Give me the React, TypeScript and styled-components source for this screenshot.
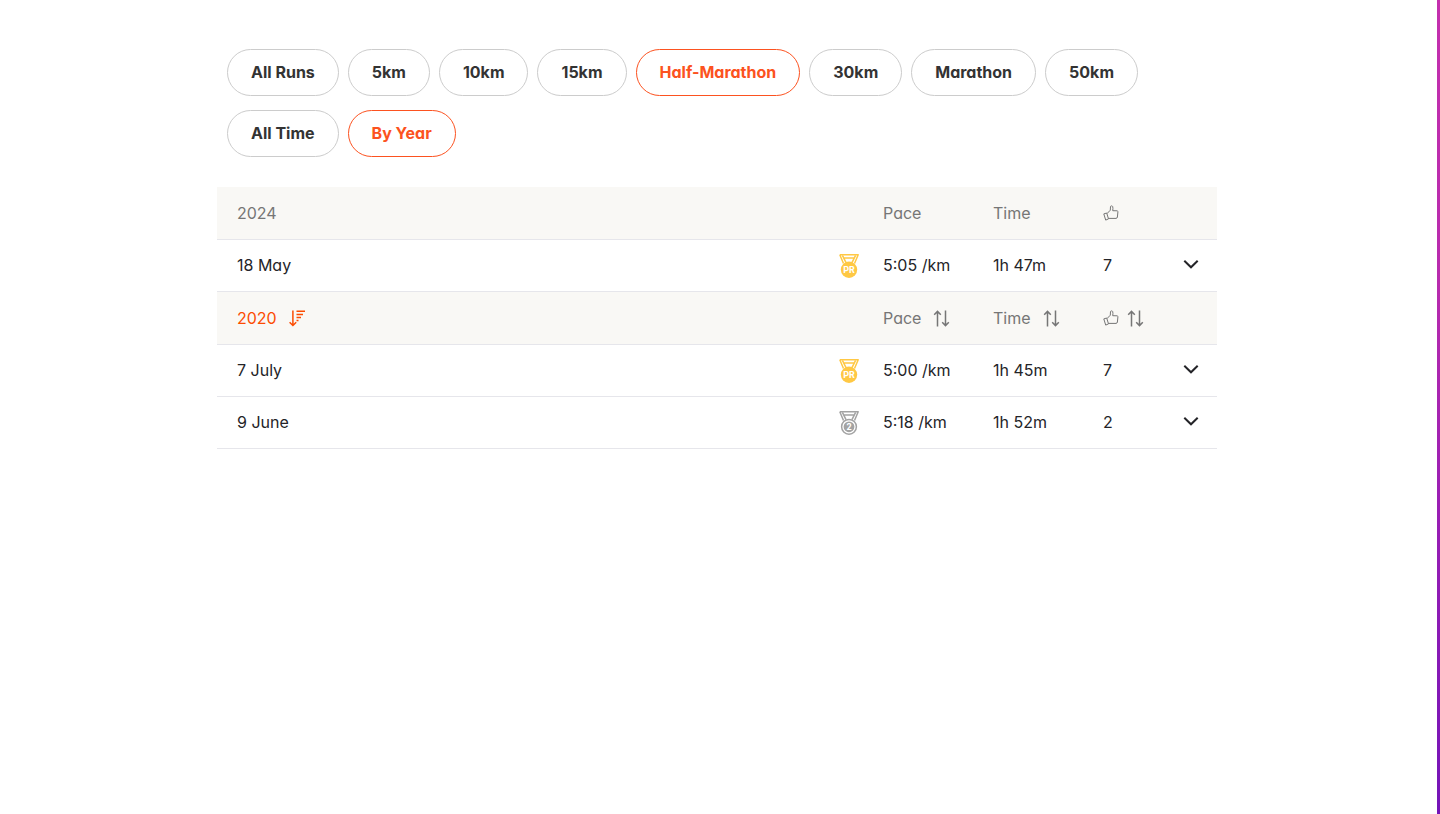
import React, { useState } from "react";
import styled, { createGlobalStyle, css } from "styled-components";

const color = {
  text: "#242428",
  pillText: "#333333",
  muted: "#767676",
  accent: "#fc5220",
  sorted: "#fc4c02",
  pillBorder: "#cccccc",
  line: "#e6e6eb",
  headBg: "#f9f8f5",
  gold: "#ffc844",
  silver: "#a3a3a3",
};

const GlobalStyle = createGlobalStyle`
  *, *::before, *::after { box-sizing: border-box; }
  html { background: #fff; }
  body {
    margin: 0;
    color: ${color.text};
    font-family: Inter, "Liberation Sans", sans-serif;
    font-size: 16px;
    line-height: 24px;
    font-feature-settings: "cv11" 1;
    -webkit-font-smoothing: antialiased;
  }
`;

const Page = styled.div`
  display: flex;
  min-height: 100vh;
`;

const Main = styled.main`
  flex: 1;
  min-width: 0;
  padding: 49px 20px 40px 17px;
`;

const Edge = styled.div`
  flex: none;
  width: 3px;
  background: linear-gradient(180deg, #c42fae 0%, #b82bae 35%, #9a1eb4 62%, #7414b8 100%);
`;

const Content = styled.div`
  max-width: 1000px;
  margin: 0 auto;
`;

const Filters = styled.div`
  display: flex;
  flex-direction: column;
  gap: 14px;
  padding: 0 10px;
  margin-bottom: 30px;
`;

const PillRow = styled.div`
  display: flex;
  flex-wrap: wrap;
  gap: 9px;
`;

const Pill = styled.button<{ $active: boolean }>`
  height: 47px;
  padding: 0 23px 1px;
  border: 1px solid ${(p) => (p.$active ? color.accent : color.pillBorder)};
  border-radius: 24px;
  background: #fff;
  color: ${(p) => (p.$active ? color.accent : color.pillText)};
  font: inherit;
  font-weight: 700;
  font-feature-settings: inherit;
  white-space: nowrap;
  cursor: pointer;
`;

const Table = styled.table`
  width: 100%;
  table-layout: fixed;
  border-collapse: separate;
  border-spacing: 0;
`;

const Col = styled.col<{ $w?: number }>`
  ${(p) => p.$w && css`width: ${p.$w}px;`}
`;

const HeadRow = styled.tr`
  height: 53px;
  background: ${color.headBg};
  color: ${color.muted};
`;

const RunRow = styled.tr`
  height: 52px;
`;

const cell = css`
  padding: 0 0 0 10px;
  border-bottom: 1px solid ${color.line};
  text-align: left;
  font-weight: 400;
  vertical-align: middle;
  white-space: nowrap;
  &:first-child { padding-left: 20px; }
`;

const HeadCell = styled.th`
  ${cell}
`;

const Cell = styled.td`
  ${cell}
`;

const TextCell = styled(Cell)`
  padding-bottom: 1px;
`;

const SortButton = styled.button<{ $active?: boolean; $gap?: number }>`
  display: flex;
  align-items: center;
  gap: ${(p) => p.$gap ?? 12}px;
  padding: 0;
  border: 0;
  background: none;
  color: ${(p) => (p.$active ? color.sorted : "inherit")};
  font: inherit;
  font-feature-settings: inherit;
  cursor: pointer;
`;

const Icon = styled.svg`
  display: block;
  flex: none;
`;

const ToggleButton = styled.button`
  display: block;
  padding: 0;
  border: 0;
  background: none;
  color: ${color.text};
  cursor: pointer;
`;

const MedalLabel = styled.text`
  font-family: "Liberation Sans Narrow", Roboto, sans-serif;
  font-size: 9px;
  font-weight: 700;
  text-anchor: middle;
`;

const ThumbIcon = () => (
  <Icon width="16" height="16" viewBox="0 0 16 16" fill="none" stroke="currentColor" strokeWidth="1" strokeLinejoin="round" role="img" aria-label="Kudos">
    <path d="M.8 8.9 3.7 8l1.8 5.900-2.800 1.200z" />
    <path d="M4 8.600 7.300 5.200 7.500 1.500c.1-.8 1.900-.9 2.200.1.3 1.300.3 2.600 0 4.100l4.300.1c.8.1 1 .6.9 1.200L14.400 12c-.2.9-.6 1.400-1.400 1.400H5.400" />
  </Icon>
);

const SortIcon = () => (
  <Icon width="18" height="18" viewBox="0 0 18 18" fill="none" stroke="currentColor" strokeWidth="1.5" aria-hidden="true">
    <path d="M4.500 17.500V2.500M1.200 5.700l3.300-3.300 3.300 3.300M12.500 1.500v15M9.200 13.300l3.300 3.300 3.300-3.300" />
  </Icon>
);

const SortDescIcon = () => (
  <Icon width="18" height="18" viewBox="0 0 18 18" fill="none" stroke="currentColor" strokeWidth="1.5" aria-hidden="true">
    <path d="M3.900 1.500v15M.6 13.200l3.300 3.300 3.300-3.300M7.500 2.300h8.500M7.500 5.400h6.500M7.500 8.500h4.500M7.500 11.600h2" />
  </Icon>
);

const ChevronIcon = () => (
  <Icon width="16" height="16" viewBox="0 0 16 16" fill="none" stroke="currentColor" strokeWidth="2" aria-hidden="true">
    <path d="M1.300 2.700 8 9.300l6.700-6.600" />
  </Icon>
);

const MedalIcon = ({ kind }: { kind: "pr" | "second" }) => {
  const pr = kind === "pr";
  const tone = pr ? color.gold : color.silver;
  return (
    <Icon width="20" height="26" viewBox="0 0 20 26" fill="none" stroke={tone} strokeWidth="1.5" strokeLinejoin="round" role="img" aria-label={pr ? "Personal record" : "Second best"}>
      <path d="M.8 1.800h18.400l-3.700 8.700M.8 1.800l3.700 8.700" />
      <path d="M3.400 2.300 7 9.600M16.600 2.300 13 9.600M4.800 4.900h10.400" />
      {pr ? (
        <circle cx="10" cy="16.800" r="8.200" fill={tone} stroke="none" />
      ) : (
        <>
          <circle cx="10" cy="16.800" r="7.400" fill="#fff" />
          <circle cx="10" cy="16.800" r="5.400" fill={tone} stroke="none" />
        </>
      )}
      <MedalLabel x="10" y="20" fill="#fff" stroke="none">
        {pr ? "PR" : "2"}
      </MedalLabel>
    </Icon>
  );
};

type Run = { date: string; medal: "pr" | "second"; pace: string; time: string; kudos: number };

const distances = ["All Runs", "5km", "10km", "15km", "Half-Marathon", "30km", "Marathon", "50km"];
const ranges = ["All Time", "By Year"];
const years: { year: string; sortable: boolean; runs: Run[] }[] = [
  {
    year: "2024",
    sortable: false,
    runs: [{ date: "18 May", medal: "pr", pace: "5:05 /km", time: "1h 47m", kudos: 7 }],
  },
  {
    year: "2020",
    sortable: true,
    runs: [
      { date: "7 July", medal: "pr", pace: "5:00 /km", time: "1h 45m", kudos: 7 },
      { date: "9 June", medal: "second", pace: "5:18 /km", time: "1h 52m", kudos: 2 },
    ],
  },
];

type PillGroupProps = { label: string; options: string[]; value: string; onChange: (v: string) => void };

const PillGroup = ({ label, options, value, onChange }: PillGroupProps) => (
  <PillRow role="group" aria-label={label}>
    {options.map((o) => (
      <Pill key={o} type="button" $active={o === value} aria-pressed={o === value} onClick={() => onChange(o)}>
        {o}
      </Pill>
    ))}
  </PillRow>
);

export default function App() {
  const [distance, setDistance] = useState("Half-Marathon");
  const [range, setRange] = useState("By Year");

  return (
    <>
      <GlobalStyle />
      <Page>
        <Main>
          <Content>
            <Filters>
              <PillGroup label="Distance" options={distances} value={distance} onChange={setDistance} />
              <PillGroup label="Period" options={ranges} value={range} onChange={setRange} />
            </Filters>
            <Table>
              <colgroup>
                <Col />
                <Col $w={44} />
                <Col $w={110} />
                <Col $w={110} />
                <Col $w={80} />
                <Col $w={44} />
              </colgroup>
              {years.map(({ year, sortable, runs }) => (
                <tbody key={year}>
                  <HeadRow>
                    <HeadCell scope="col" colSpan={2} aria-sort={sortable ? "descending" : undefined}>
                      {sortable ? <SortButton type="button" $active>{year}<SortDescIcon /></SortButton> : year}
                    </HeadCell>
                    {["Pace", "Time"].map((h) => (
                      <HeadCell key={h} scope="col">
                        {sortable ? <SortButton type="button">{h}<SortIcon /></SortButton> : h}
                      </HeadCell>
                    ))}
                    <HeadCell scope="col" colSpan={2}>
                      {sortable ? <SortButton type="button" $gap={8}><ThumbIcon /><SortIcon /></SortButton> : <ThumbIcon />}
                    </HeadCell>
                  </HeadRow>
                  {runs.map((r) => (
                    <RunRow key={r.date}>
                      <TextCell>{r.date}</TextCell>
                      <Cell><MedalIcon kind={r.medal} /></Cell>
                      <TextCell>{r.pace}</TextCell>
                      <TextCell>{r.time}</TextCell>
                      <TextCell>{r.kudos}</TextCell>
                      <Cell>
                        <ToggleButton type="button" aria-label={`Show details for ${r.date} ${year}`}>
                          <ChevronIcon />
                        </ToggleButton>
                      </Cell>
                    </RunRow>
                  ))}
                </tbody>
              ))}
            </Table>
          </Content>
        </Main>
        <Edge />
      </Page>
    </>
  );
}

__What you need to do__
Lines that include the word "components" are to be extracted from the data above.

__Exercise result__
Give me the React, TypeScript and styled-components source for this screenshot.
import styled, { createGlobalStyle, css } from "styled-components";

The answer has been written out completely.